━━━━━ Extracted data ━━━━━

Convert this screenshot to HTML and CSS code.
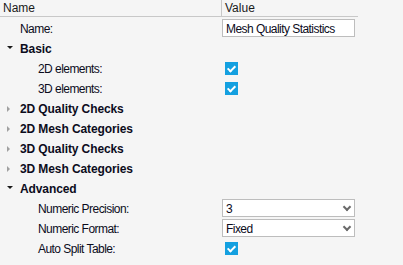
FILE: index.html
```html
<!DOCTYPE html>
<html lang="en">
<head>
  <meta charset="UTF-8" />
  <title>Mesh Quality Statistics</title>
  <link rel="stylesheet" href="styles.css">
</head>
<body>
  <div class="tree">
    <div class="head">
      <div class="col-name">Name</div>
      <div class="col-value">Value</div>
    </div>

    <div class="body">
      <div class="row">
        <div class="label lvl0">Name:</div>
        <div class="value"><div class="field">Mesh Quality Statistics</div></div>
      </div>

      <div class="row group">
        <div class="label"><span class="arrow open"></span>Basic</div>
      </div>
      <div class="row">
        <div class="label lvl1">2D elements:</div>
        <div class="value"><span class="check"></span></div>
      </div>
      <div class="row">
        <div class="label lvl1">3D elements:</div>
        <div class="value"><span class="check"></span></div>
      </div>

      <div class="row group">
        <div class="label"><span class="arrow closed"></span>2D Quality Checks</div>
      </div>
      <div class="row group">
        <div class="label"><span class="arrow closed"></span>2D Mesh Categories</div>
      </div>
      <div class="row group">
        <div class="label"><span class="arrow closed"></span>3D Quality Checks</div>
      </div>
      <div class="row group">
        <div class="label"><span class="arrow closed"></span>3D Mesh Categories</div>
      </div>

      <div class="row group">
        <div class="label"><span class="arrow open"></span>Advanced</div>
      </div>
      <div class="row">
        <div class="label lvl1">Numeric Precision:</div>
        <div class="value"><div class="field select">3<span class="caret"></span></div></div>
      </div>
      <div class="row">
        <div class="label lvl1">Numeric Format:</div>
        <div class="value"><div class="field select">Fixed<span class="caret"></span></div></div>
      </div>
      <div class="row">
        <div class="label lvl1">Auto Split Table:</div>
        <div class="value"><span class="check"></span></div>
      </div>
    </div>
  </div>
</body>
</html>
```

FILE: styles.css
```css
* {
  box-sizing: border-box;
}

body {
  margin: 0;
  background: #f5f5f5;
  font-family: 'Liberation Sans', Arial, sans-serif;
  font-size: 12px;
  color: #0c0c1c;
}

.tree {
  width: 358px;
}

.head {
  display: flex;
  height: 17px;
  border-bottom: 1px solid #c8c8c8;
  line-height: 16px;
  color: #1a1a1a;
}

.col-name {
  width: 222px;
  padding-left: 3px;
  border-right: 1px solid #c8c8c8;
}

.col-value {
  padding-left: 3px;
}

.body {
  padding-top: 1px;
}

.row {
  display: flex;
  height: 20px;
  align-items: center;
}

.label {
  width: 222px;
  height: 20px;
  padding-top: 2px;
  display: flex;
  align-items: center;
  letter-spacing: -0.55px;
}

.lvl0 {
  padding-left: 20px;
}

.lvl1 {
  padding-left: 38px;
}

.group .label {
  font-weight: bold;
  letter-spacing: -0.1px;
  padding-left: 7px;
}

.arrow {
  width: 13px;
  height: 6px;
  position: relative;
}

.arrow.open::before {
  content: "";
  position: absolute;
  left: 0;
  top: 0;
  border-left: 3px solid transparent;
  border-right: 3px solid transparent;
  border-top: 3px solid #1a1a1a;
}

.arrow.closed::before {
  content: "";
  position: absolute;
  left: 0;
  top: 0;
  border-top: 3px solid transparent;
  border-bottom: 3px solid transparent;
  border-left: 3px solid #a0a0a0;
}

.value {
  flex: 1;
  display: flex;
  align-items: center;
}

.field {
  width: 133px;
  height: 18px;
  border: 1px solid #bdbdbd;
  background: #fff;
  padding-left: 3px;
  padding-top: 1px;
  line-height: 16px;
  letter-spacing: -0.55px;
  position: relative;
}

.caret {
  position: absolute;
  right: 4px;
  top: 6px;
  width: 7px;
  height: 5px;
}

.caret::before {
  content: "";
  position: absolute;
  left: 0;
  top: 0;
  width: 4px;
  height: 4px;
  border-right: 2px solid #6a6a6a;
  border-bottom: 2px solid #6a6a6a;
  transform: translate(1px, -2px) rotate(45deg);
}

.check {
  width: 13px;
  height: 13px;
  margin-left: 3px;
  background: #14a0e0;
  position: relative;
}

.check::before {
  content: "";
  position: absolute;
  left: 4px;
  top: 2px;
  width: 3px;
  height: 6px;
  border-right: 2px solid #fff;
  border-bottom: 2px solid #fff;
  transform: rotate(45deg);
}
```
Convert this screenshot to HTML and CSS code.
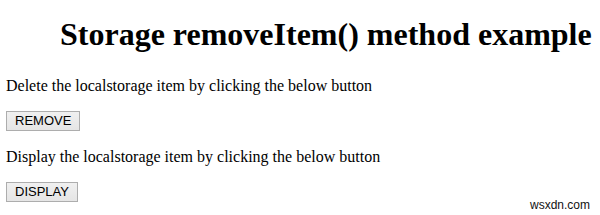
FILE: index.html
```html
<!DOCTYPE html>
<html lang="en">
<head>
    <meta charset="UTF-8">
    <meta name="viewport" content="width=device-width, initial-scale=1.0">
    <title>Storage removeItem() method example</title>
    <link rel="stylesheet" href="styles.css">
</head>
<body>
    <h1>Storage removeItem() method example</h1>
    <p>Delete the localstorage item by clicking the below button</p>
    <p class="actions"><button class="btn" id="remove">REMOVE</button></p>
    <p>Display the localstorage item by clicking the below button</p>
    <p class="actions"><button class="btn" id="display">DISPLAY</button></p>
    <div class="watermark">wsxdn.com</div>
</body>
</html>
```

FILE: styles.css
```css
body {
    font-family: "Liberation Serif", "Times New Roman", serif;
    font-size: 16px;
    margin: 0;
    padding: 16px 6px 0 6px;
    background-color: #fff;
    color: #000;
}
h1 {
    font-size: 32px;
    line-height: 36px;
    margin: 0 0 25px 0;
    padding-left: 54px;
}
p {
    margin: 16px 0;
    line-height: 18px;
}
h1 + p {
    margin-top: 25px;
}
.actions {
    margin-bottom: 17px;
}
.btn {
    display: block;
    font-family: "Liberation Sans", Arial, sans-serif;
    font-size: 13px;
    line-height: 16px;
    padding: 1px 8px;
    border: 1px solid #adadad;
    border-radius: 0;
    background: linear-gradient(#f0f0f0, #e5e5e5);
    color: #000;
}
.watermark {
    position: absolute;
    right: 10px;
    top: 198px;
    font-family: "Liberation Sans", Arial, sans-serif;
    font-size: 12px;
    color: #111;
}
```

━━━━━

* _What the task asks_
Retype each line of the listing above word for word. Exclude the pictures.

* _Answer to this task_
Convert this screenshot to HTML and CSS code.
FILE: index.html
```html
<!DOCTYPE html>
<html lang="en">
<head>
  <meta charset="UTF-8" />
  <title>Mesh Quality Statistics</title>
  <link rel="stylesheet" href="styles.css">
</head>
<body>
  <div class="tree">
    <div class="head">
      <div class="col-name">Name</div>
      <div class="col-value">Value</div>
    </div>

    <div class="body">
      <div class="row">
        <div class="label lvl0">Name:</div>
        <div class="value"><div class="field">Mesh Quality Statistics</div></div>
      </div>

      <div class="row group">
        <div class="label"><span class="arrow open"></span>Basic</div>
      </div>
      <div class="row">
        <div class="label lvl1">2D elements:</div>
        <div class="value"><span class="check"></span></div>
      </div>
      <div class="row">
        <div class="label lvl1">3D elements:</div>
        <div class="value"><span class="check"></span></div>
      </div>

      <div class="row group">
        <div class="label"><span class="arrow closed"></span>2D Quality Checks</div>
      </div>
      <div class="row group">
        <div class="label"><span class="arrow closed"></span>2D Mesh Categories</div>
      </div>
      <div class="row group">
        <div class="label"><span class="arrow closed"></span>3D Quality Checks</div>
      </div>
      <div class="row group">
        <div class="label"><span class="arrow closed"></span>3D Mesh Categories</div>
      </div>

      <div class="row group">
        <div class="label"><span class="arrow open"></span>Advanced</div>
      </div>
      <div class="row">
        <div class="label lvl1">Numeric Precision:</div>
        <div class="value"><div class="field select">3<span class="caret"></span></div></div>
      </div>
      <div class="row">
        <div class="label lvl1">Numeric Format:</div>
        <div class="value"><div class="field select">Fixed<span class="caret"></span></div></div>
      </div>
      <div class="row">
        <div class="label lvl1">Auto Split Table:</div>
        <div class="value"><span class="check"></span></div>
      </div>
    </div>
  </div>
</body>
</html>
```

FILE: styles.css
```css
* {
  box-sizing: border-box;
}

body {
  margin: 0;
  background: #f5f5f5;
  font-family: 'Liberation Sans', Arial, sans-serif;
  font-size: 12px;
  color: #0c0c1c;
}

.tree {
  width: 358px;
}

.head {
  display: flex;
  height: 17px;
  border-bottom: 1px solid #c8c8c8;
  line-height: 16px;
  color: #1a1a1a;
}

.col-name {
  width: 222px;
  padding-left: 3px;
  border-right: 1px solid #c8c8c8;
}

.col-value {
  padding-left: 3px;
}

.body {
  padding-top: 1px;
}

.row {
  display: flex;
  height: 20px;
  align-items: center;
}

.label {
  width: 222px;
  height: 20px;
  padding-top: 2px;
  display: flex;
  align-items: center;
  letter-spacing: -0.55px;
}

.lvl0 {
  padding-left: 20px;
}

.lvl1 {
  padding-left: 38px;
}

.group .label {
  font-weight: bold;
  letter-spacing: -0.1px;
  padding-left: 7px;
}

.arrow {
  width: 13px;
  height: 6px;
  position: relative;
}

.arrow.open::before {
  content: "";
  position: absolute;
  left: 0;
  top: 0;
  border-left: 3px solid transparent;
  border-right: 3px solid transparent;
  border-top: 3px solid #1a1a1a;
}

.arrow.closed::before {
  content: "";
  position: absolute;
  left: 0;
  top: 0;
  border-top: 3px solid transparent;
  border-bottom: 3px solid transparent;
  border-left: 3px solid #a0a0a0;
}

.value {
  flex: 1;
  display: flex;
  align-items: center;
}

.field {
  width: 133px;
  height: 18px;
  border: 1px solid #bdbdbd;
  background: #fff;
  padding-left: 3px;
  padding-top: 1px;
  line-height: 16px;
  letter-spacing: -0.55px;
  position: relative;
}

.caret {
  position: absolute;
  right: 4px;
  top: 6px;
  width: 7px;
  height: 5px;
}

.caret::before {
  content: "";
  position: absolute;
  left: 0;
  top: 0;
  width: 4px;
  height: 4px;
  border-right: 2px solid #6a6a6a;
  border-bottom: 2px solid #6a6a6a;
  transform: translate(1px, -2px) rotate(45deg);
}

.check {
  width: 13px;
  height: 13px;
  margin-left: 3px;
  background: #14a0e0;
  position: relative;
}

.check::before {
  content: "";
  position: absolute;
  left: 4px;
  top: 2px;
  width: 3px;
  height: 6px;
  border-right: 2px solid #fff;
  border-bottom: 2px solid #fff;
  transform: rotate(45deg);
}
```
Convert this screenshot to HTML and CSS code.
FILE: index.html
```html
<!DOCTYPE html>
<html lang="en">
<head>
    <meta charset="UTF-8">
    <meta name="viewport" content="width=device-width, initial-scale=1.0">
    <title>Storage removeItem() method example</title>
    <link rel="stylesheet" href="styles.css">
</head>
<body>
    <h1>Storage removeItem() method example</h1>
    <p>Delete the localstorage item by clicking the below button</p>
    <p class="actions"><button class="btn" id="remove">REMOVE</button></p>
    <p>Display the localstorage item by clicking the below button</p>
    <p class="actions"><button class="btn" id="display">DISPLAY</button></p>
    <div class="watermark">wsxdn.com</div>
</body>
</html>
```

FILE: styles.css
```css
body {
    font-family: "Liberation Serif", "Times New Roman", serif;
    font-size: 16px;
    margin: 0;
    padding: 16px 6px 0 6px;
    background-color: #fff;
    color: #000;
}
h1 {
    font-size: 32px;
    line-height: 36px;
    margin: 0 0 25px 0;
    padding-left: 54px;
}
p {
    margin: 16px 0;
    line-height: 18px;
}
h1 + p {
    margin-top: 25px;
}
.actions {
    margin-bottom: 17px;
}
.btn {
    display: block;
    font-family: "Liberation Sans", Arial, sans-serif;
    font-size: 13px;
    line-height: 16px;
    padding: 1px 8px;
    border: 1px solid #adadad;
    border-radius: 0;
    background: linear-gradient(#f0f0f0, #e5e5e5);
    color: #000;
}
.watermark {
    position: absolute;
    right: 10px;
    top: 198px;
    font-family: "Liberation Sans", Arial, sans-serif;
    font-size: 12px;
    color: #111;
}
```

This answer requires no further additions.